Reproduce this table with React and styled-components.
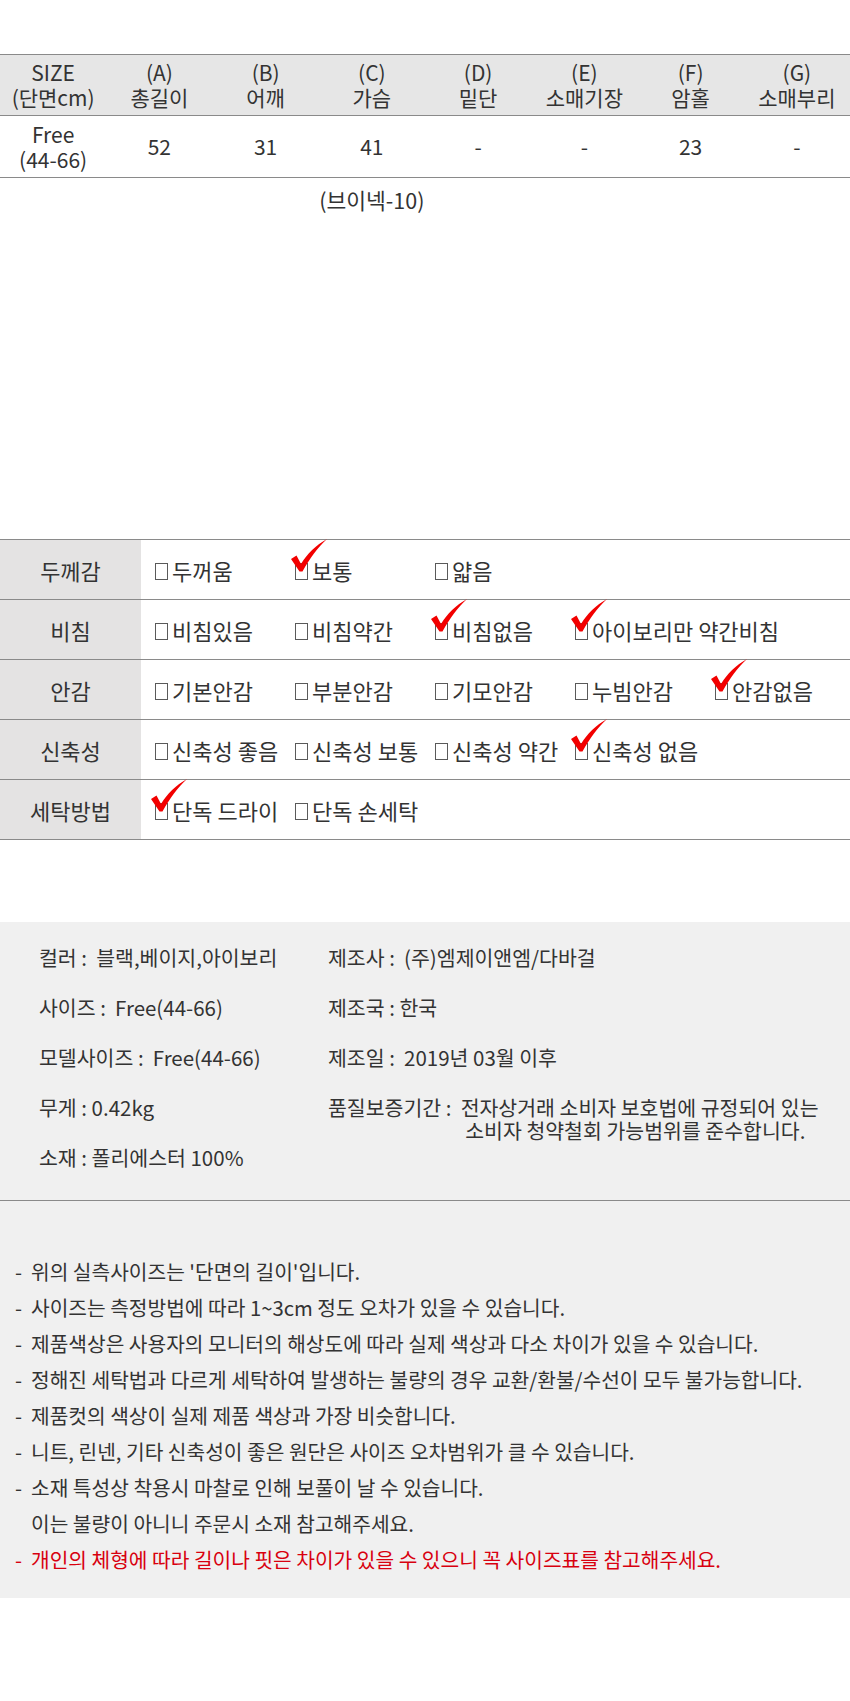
import styled, { createGlobalStyle } from 'styled-components';

const GlobalStyle = createGlobalStyle`
    body {
        margin: 0;
        background: #fff;
        font-family: "Noto Sans CJK KR", "Noto Sans", sans-serif;
        color: #333;
    }
`;

const Page = styled.div`
    width: 850px;
    padding-top: 54px;
`;

const SizeTable = styled.div`
    display: grid;
    grid-template-columns: repeat(8, 1fr);
    border-top: 1px solid #8a8a8a;
`;

const SizeCell = styled.div`
    display: flex;
    flex-direction: column;
    align-items: center;
    justify-content: center;
    height: ${(p) => (p.$head ? 60 : 61)}px;
    background: ${(p) => (p.$head ? '#e6e6e6' : '#fff')};
    border-bottom: 1px solid #8a8a8a;
    font-size: 21px;
    line-height: 25px;
    white-space: nowrap;
`;

const Caption = styled.div`
    display: grid;
    grid-template-columns: repeat(8, 1fr);
    margin-top: 9px;
    font-size: 21.5px;
    line-height: 25px;

    span {
        grid-column: 4;
        justify-self: center;
        white-space: nowrap;
    }
`;

const FabricTable = styled.div`
    margin-top: 327px;
    border-top: 1px solid #8a8a8a;
`;

const FabricRow = styled.div`
    display: flex;
    height: 59px;
    border-bottom: 1px solid #8a8a8a;
`;

const Label = styled.div`
    width: 141px;
    flex-shrink: 0;
    display: flex;
    align-items: center;
    justify-content: center;
    background: #e4e3e3;
    font-size: 22px;
`;

const Options = styled.div`
    display: grid;
    grid-template-columns: repeat(5, 140px);
    align-items: center;
    padding-left: 14px;
`;

const Option = styled.div`
    display: flex;
    align-items: center;
    gap: 4px;
    font-size: 22px;
    white-space: nowrap;
`;

const Box = styled.span`
    position: relative;
    flex-shrink: 0;
    display: inline-block;
    width: 11px;
    height: 15px;
    border: 1.5px solid #5a5a5a;
    margin-top: 3px;
`;

const Check = styled.svg`
    position: absolute;
    left: -5px;
    top: -25px;
    width: 36px;
    height: 33px;
`;

const GrayPanel = styled.div`
    margin-top: 82px;
    background: #f0f0f0;
`;

const InfoWrap = styled.div`
    display: flex;
    padding: 11px 0 17px 39px;
`;

const InfoCol = styled.div`
    display: flex;
    flex-direction: column;
    width: ${(p) => p.$w || 'auto'};
`;

const InfoItem = styled.div`
    display: flex;
    height: 50px;
    padding-top: 13px;
    box-sizing: border-box;
    font-size: 20.5px;
    line-height: 23px;
    white-space: pre;
`;

const InfoValue = styled.div`
    display: flex;
    flex-direction: column;
`;

const Divider = styled.div`
    border-top: 1px solid #8a8a8a;
`;

const Notes = styled.div`
    padding: 52px 0 21px 15px;
`;

const Note = styled.div`
    display: flex;
    font-size: 20.3px;
    line-height: 36px;
    white-space: nowrap;
    color: ${(p) => (p.$red ? '#d8000f' : '#333')};
    padding-left: ${(p) => (p.$indent ? 16 : 0)}px;
`;

const Dash = styled.span`
    display: inline-block;
    width: 16px;
`;

const sizeHead = [
    ['SIZE', '(단면cm)'],
    ['(A)', '총길이'],
    ['(B)', '어깨'],
    ['(C)', '가슴'],
    ['(D)', '밑단'],
    ['(E)', '소매기장'],
    ['(F)', '암홀'],
    ['(G)', '소매부리'],
];

const sizeRow = [['Free', '(44-66)'], ['52'], ['31'], ['41'], ['-'], ['-'], ['23'], ['-']];

const fabric = [
    { label: '두께감', items: [['두꺼움'], ['보통', 1], ['얇음']] },
    { label: '비침', items: [['비침있음'], ['비침약간'], ['비침없음', 1], ['아이보리만 약간비침', 1]] },
    { label: '안감', items: [['기본안감'], ['부분안감'], ['기모안감'], ['누빔안감'], ['안감없음', 1]] },
    { label: '신축성', items: [['신축성 좋음'], ['신축성 보통'], ['신축성 약간'], ['신축성 없음', 1]] },
    { label: '세탁방법', items: [['단독 드라이', 1], ['단독 손세탁']] },
];

const leftInfo = [
    '컬러 :  블랙,베이지,아이보리',
    '사이즈 :  Free(44-66)',
    '모델사이즈 :  Free(44-66)',
    '무게 : 0.42kg',
    '소재 : 폴리에스터 100%',
];

const rightInfo = ['제조사 :  (주)엠제이앤엠/다바걸', '제조국 : 한국', '제조일 :  2019년 03월 이후'];

const notes = [
    "위의 실측사이즈는 '단면의 길이'입니다.",
    '사이즈는 측정방법에 따라 1~3cm 정도 오차가 있을 수 있습니다.',
    '제품색상은 사용자의 모니터의 해상도에 따라 실제 색상과 다소 차이가 있을 수 있습니다.',
    '정해진 세탁법과 다르게 세탁하여 발생하는 불량의 경우 교환/환불/수선이 모두 불가능합니다.',
    '제품컷의 색상이 실제 제품 색상과 가장 비슷합니다.',
    '니트, 린넨, 기타 신축성이 좋은 원단은 사이즈 오차범위가 클 수 있습니다.',
    '소재 특성상 착용시 마찰로 인해 보풀이 날 수 있습니다.',
];

function CheckMark() {
    return (
        <Check viewBox="0 0 36 33">
            <path d="M0 20 L5.5 16.5 L10 25 C16 15 25 6 36 0 C27 8.5 18.5 19.5 11.5 32.5 L8.5 32.5 Z" fill="#f20000" />
        </Check>
    );
}

export default function App() {
    return (
        <>
            <GlobalStyle />
            <Page>
                {/* Size chart */}
                <SizeTable>
                    {sizeHead.map((c, i) => (
                        <SizeCell $head key={'h' + i}>
                            {c.map((t) => (
                                <span key={t}>{t}</span>
                            ))}
                        </SizeCell>
                    ))}
                    {sizeRow.map((c, i) => (
                        <SizeCell key={'r' + i}>
                            {c.map((t) => (
                                <span key={t}>{t}</span>
                            ))}
                        </SizeCell>
                    ))}
                </SizeTable>
                <Caption>
                    <span>(브이넥-10)</span>
                </Caption>

                {/* Fabric info */}
                <FabricTable>
                    {fabric.map((row) => (
                        <FabricRow key={row.label}>
                            <Label>{row.label}</Label>
                            <Options>
                                {row.items.map(([text, checked]) => (
                                    <Option key={text}>
                                        <Box>{checked && <CheckMark />}</Box>
                                        {text}
                                    </Option>
                                ))}
                            </Options>
                        </FabricRow>
                    ))}
                </FabricTable>

                {/* Product info + notes */}
                <GrayPanel>
                    <InfoWrap>
                        <InfoCol $w="289px">
                            {leftInfo.map((t) => (
                                <InfoItem key={t}>{t}</InfoItem>
                            ))}
                        </InfoCol>
                        <InfoCol>
                            {rightInfo.map((t) => (
                                <InfoItem key={t}>{t}</InfoItem>
                            ))}
                            <InfoItem>
                                {'품질보증기간 :  '}
                                <InfoValue>
                                    <span>전자상거래 소비자 보호법에 규정되어 있는</span>
                                    <span> 소비자 청약철회 가능범위를 준수합니다.</span>
                                </InfoValue>
                            </InfoItem>
                        </InfoCol>
                    </InfoWrap>
                    <Divider />
                    <Notes>
                        {notes.map((t) => (
                            <Note key={t}>
                                <Dash>-</Dash>
                                {t}
                            </Note>
                        ))}
                        <Note $indent>이는 불량이 아니니 주문시 소재 참고해주세요.</Note>
                        <Note $red>
                            <Dash>-</Dash>
                            개인의 체형에 따라 길이나 핏은 차이가 있을 수 있으니 꼭 사이즈표를 참고해주세요.
                        </Note>
                    </Notes>
                </GrayPanel>
            </Page>
        </>
    );
}
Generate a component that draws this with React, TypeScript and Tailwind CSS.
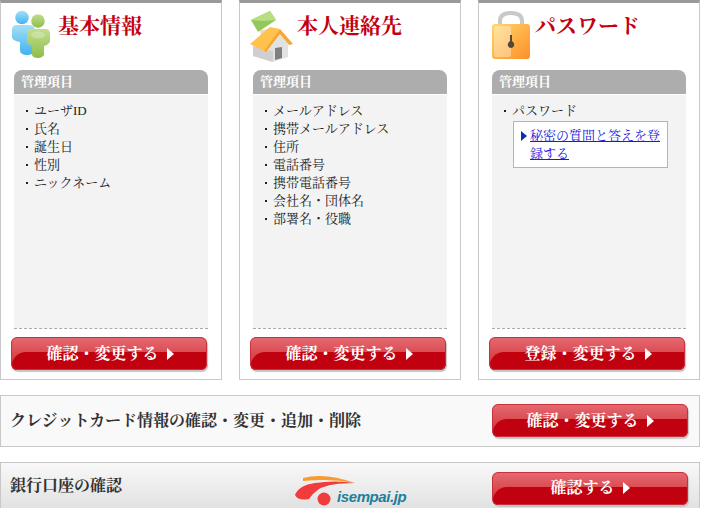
import React from 'react';

const FONT = "font-['Liberation_Serif','Noto_Serif_CJK_JP','Noto_Sans_CJK_JP',serif]";

function PeopleIcon() {
  return (
    <svg width="40" height="50" viewBox="0 0 40 50" className="block">
      <defs>
        <linearGradient id="blue" x1="0" y1="0" x2="0" y2="1">
          <stop offset="0" stopColor="#a5def8" />
          <stop offset="1" stopColor="#3fb4ef" />
        </linearGradient>
        <linearGradient id="green" x1="0" y1="0" x2="0" y2="1">
          <stop offset="0" stopColor="#c3de8e" />
          <stop offset="1" stopColor="#8cbe49" />
        </linearGradient>
      </defs>
      <circle cx="11" cy="7.5" r="6.8" fill="url(#blue)" />
      <path d="M6 15 h12 q6 0 6 6 v20 q-2 4 -8 4 q-6 0 -7 -4 v-9 q-6 -1 -8 -4 v-8 q0 -5 5 -5z" fill="url(#blue)" />
      <circle cx="27" cy="11" r="6.8" fill="url(#green)" />
      <path d="M21 19 h13 q5 0 5 5 v8 q-2 3 -6 4 v9 q-2 3 -6 3 q-5 0 -6 -3 v-9 q-4 -1 -5 -4 v-8 q0 -5 5 -5z" fill="url(#green)" />
      <ellipse cx="27" cy="25" rx="7" ry="3.5" fill="#ffffff" opacity=".25" />
    </svg>
  );
}

function HouseIcon() {
  return (
    <svg width="46" height="54" viewBox="0 0 46 54" className="block">
      <path d="M4 36 V46 L24 52 L39 47 V34 L31 23 L18 40Z" fill="#e2e2e2" />
      <path d="M4 36 V46 L24 52 V41 L18 40Z" fill="#cfcfcf" />
      <path d="M26 38 L33 37 V48 L26 50Z" fill="#7f7f7f" />
      <path d="M11 20 L22 19 L24 28 L13 30Z" fill="#e8dcbc" />
      <path d="M1 34 L21 17 L31 19 L17 42Z" fill="#ffc24d" />
      <path d="M31 19 L44 34 L40 35 L31 24 L17 42 L15 41Z" fill="#f9a62f" />
      <path d="M2 10 L21 1 L27 10 L9 22Z" fill="#93c95a" />
      <path d="M2 10 L21 1 L27 10 L14 11Z" fill="#b8de84" />
    </svg>
  );
}

function LockIcon() {
  return (
    <svg width="38" height="48" viewBox="0 0 38 48" className="block">
      <defs>
        <linearGradient id="lock" x1="0" y1="0" x2="1" y2="1">
          <stop offset="0" stopColor="#ffd86a" />
          <stop offset="1" stopColor="#fd8f28" />
        </linearGradient>
      </defs>
      <path d="M8 14 V10 Q8 2 19 2 Q30 2 30 10 V14" fill="none" stroke="#c9c9c9" strokeWidth="4" />
      <rect x="0" y="13" width="38" height="35" rx="3" fill="url(#lock)" />
      <rect x="2" y="15" width="17" height="31" rx="2" fill="#fff" opacity=".35" />
      <path d="M18 24 h2 v6 q3 2 2 5 q-1 2 -3 2 q-2 0 -3 -2 q-1 -3 2 -5z" fill="#54483a" />
    </svg>
  );
}

function RedButton({ label, className, textClass }: { label: string; className?: string; textClass?: string }) {
  return (
    <div className={`relative h-[33px] w-[196px] shrink-0 overflow-hidden rounded-[6px] bg-gradient-to-b from-[#e56a72] to-[#cd1e2c] shadow-[1px_2px_1px_#c4c4c4] ${className ?? ''}`}>
      <div className="absolute bottom-0 left-[1px] right-0 top-[15px] rounded-tl-[14px] bg-[#c10010]" />
      <div className="absolute inset-0 rounded-[6px] border border-[#c9303a]" />
      <div className={`relative flex h-full items-center justify-center gap-[8px] text-[16px] font-bold leading-none text-white ${textClass ?? ''}`}>
        <span>{label}</span>
        <span className="h-0 w-0 border-y-[6.5px] border-l-[7px] border-y-transparent border-l-white" />
      </div>
    </div>
  );
}

const CARDS = [
  { title: '基本情報', icon: <PeopleIcon />, iconClass: 'w-[46px] pl-[10px] pt-[7px]', items: ['ユーザID', '氏名', '誕生日', '性別', 'ニックネーム'], button: '確認・変更する' },
  { title: '本人連絡先', icon: <HouseIcon />, iconClass: 'w-[47px] pl-[9px] pt-[7px]', items: ['メールアドレス', '携帯メールアドレス', '住所', '電話番号', '携帯電話番号', '会社名・団体名', '部署名・役職'], button: '確認・変更する' },
  { title: 'パスワード', icon: <LockIcon />, iconClass: 'w-[42px] pl-[13px] pt-[8px]', items: ['パスワード'], button: '登録・変更する', link: true },
];

export default function App() {
  return (
    <div className={`h-[508px] w-[701px] overflow-hidden bg-white ${FONT}`}>
      <div className="flex gap-[17px]">
        {CARDS.map((card) => (
          <div key={card.title} className="h-[380px] w-[222px] border border-t-[3px] border-[#c8c8c8] border-t-[#999999] pb-[8px]">
            <div className="flex h-[67px]">
              <div className={`${card.iconClass} shrink-0 box-content`}>{card.icon}</div>
              <h2 className="pl-[1px] pt-[10px] text-[21px] font-bold leading-[26px] text-[#c40010]">{card.title}</h2>
            </div>
            <div className="mx-[13px] flex h-[24px] items-center rounded-t-[8px] bg-[#adadad] pl-[7px] text-[13px] font-bold text-white">管理項目</div>
            <div className="mx-[13px] mt-[1px] h-[233px] bg-[#f3f3f3] pl-[12px] pr-[8px] pt-[7px]">
              <ul className="text-[13px] leading-[18px] text-[#222222]">
                {card.items.map((item) => (
                  <li key={item} className="flex items-center">
                    <span className="mr-[6px] h-[2px] w-[2px] bg-[#222222]" />
                    {item}
                  </li>
                ))}
              </ul>
              {card.link && (
                <div className="ml-[9px] mt-[1px] flex w-[155px] border border-[#b4b4b4] bg-white pb-[4px] pl-[7px] pr-[4px] pt-[5px]">
                  <span className="mr-[3px] mt-[4px] h-0 w-0 shrink-0 border-y-[5px] border-l-[6px] border-y-transparent border-l-[#0a2fb4]" />
                  <a href="#" className="text-[13px] leading-[18px] text-[#1a1ae0] underline">秘密の質問と答えを登録する</a>
                </div>
              )}
            </div>
            <div className="mx-[13px] border-t border-dashed border-[#aaaaaa]" />
            <RedButton label={card.button} className="ml-[10px] mt-[8px]" textClass="pl-[2px]" />
          </div>
        ))}
      </div>

      <div className="mt-[15px] flex h-[52px] w-[700px] items-center justify-between border border-[#c8c8c8] bg-[#f9f9f9] pl-[9px] pr-[11px]">
        <span className="text-[16px] font-bold text-[#333333]">クレジットカード情報の確認・変更・追加・削除</span>
        <RedButton label="確認・変更する" className="mb-[1px]" />
      </div>

      <div className="mt-[15px] flex h-[54px] w-[700px] items-center border border-[#c8c8c8] bg-gradient-to-b from-[#f8f8f8] to-[#dedede] pl-[9px] pr-[11px]">
        <span className="mb-[7px] w-[285px] shrink-0 text-[16px] font-bold text-[#333333]">銀行口座の確認</span>
        <div className="flex h-[34px] w-[197px] shrink-0 items-end">
          <svg width="60" height="31" viewBox="0 0 60 31" className="block shrink-0">
            <path d="M8 3 Q30 -3 60 8 Q35 3 8 6Z" fill="#f79b2e" />
            <path d="M0 20 Q4 10 20 8 Q40 5 60 8 Q35 8 24 14 Q18 18 14 24 Q3 26 0 20Z" fill="#f03c3c" />
            <circle cx="29" cy="24" r="6.5" fill="#f03c3c" />
          </svg>
          <span className="-ml-[18px] font-['Liberation_Sans',sans-serif] text-[15px] font-bold italic leading-[18px] tracking-[-0.4px] text-[#1d7f9c]">isempai.jp</span>
        </div>
        <RedButton label="確認する" className="mb-[2px]" />
      </div>
    </div>
  );
}
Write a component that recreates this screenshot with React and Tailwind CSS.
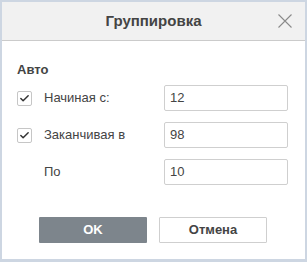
import { Check } from 'lucide-react';

// Small "Группировка" dialog: header, auto-numbering rows and two buttons.

const ROWS = [
  { label: 'Начиная с:', value: '12', checked: true },
  { label: 'Заканчивая в', value: '98', checked: true },
  { label: 'По', value: '10', checked: null },
];

export default function App() {
  return (
    <div
      className="flex h-[262px] w-[307px] bg-[#cdd6e2] pb-[3px] pl-[2px] pr-[2px] pt-[2px] text-[#444]"
      style={{ fontFamily: '"Liberation Sans", Arial, sans-serif' }}
    >
      <div className="flex flex-1 flex-col bg-white">
        <div className="relative flex h-[39px] shrink-0 items-center justify-center border-b border-[#cbcbcb] bg-[#f1f1f1]">
          <span className="text-[15px] font-bold text-[#444]">Группировка</span>
          <svg
            className="absolute right-[13px] top-[12px]"
            width="14"
            height="14"
            viewBox="0 0 14 14"
            fill="none"
            stroke="#8a8a8a"
            strokeWidth="1.1"
          >
            <path d="M0.5 0.5 L13.5 13.5 M13.5 0.5 L0.5 13.5" />
          </svg>
        </div>

        <div className="flex flex-col pl-[15px] pr-[17px] pt-[21px]">
          <div className="h-[16px] text-[13px] font-bold leading-[16px]">Авто</div>
          <div className="mt-[7px] flex flex-col gap-[11px]">
            {ROWS.map((r) => (
              <div key={r.label} className="flex h-[26px] items-center">
                <span className="flex w-[27px] shrink-0">
                  {r.checked !== null && (
                    <span className="flex h-[15px] w-[15px] items-center justify-center rounded-[2px] border border-[#c6c6c6]">
                      <Check size={11} strokeWidth={3.2} color="#333" />
                    </span>
                  )}
                </span>
                <span className="flex-1 text-[13px] leading-[16px]">{r.label}</span>
                <div className="flex h-[26px] w-[124px] items-center rounded-[2px] border border-[#cfcfcf] px-[5px] text-[13px]">
                  {r.value}
                </div>
              </div>
            ))}
          </div>
        </div>

        <div className="mt-[32px] flex justify-center gap-[12px] pr-[1px]">
          <button className="h-[26px] w-[108px] rounded-[1px] bg-[#7d858c] text-[13px] font-bold text-white">
            OK
          </button>
          <button className="h-[26px] w-[108px] rounded-[1px] border border-[#cfcfcf] bg-white text-[13px] font-bold text-[#444]">
            Отмена
          </button>
        </div>
      </div>
    </div>
  );
}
******************************
» Request:
Return each line where "that" shows up.

» The result:
Generate a component that draws this with React, TypeScript and Tailwind CSS.
Write a component that recreates this screenshot with React and Tailwind CSS.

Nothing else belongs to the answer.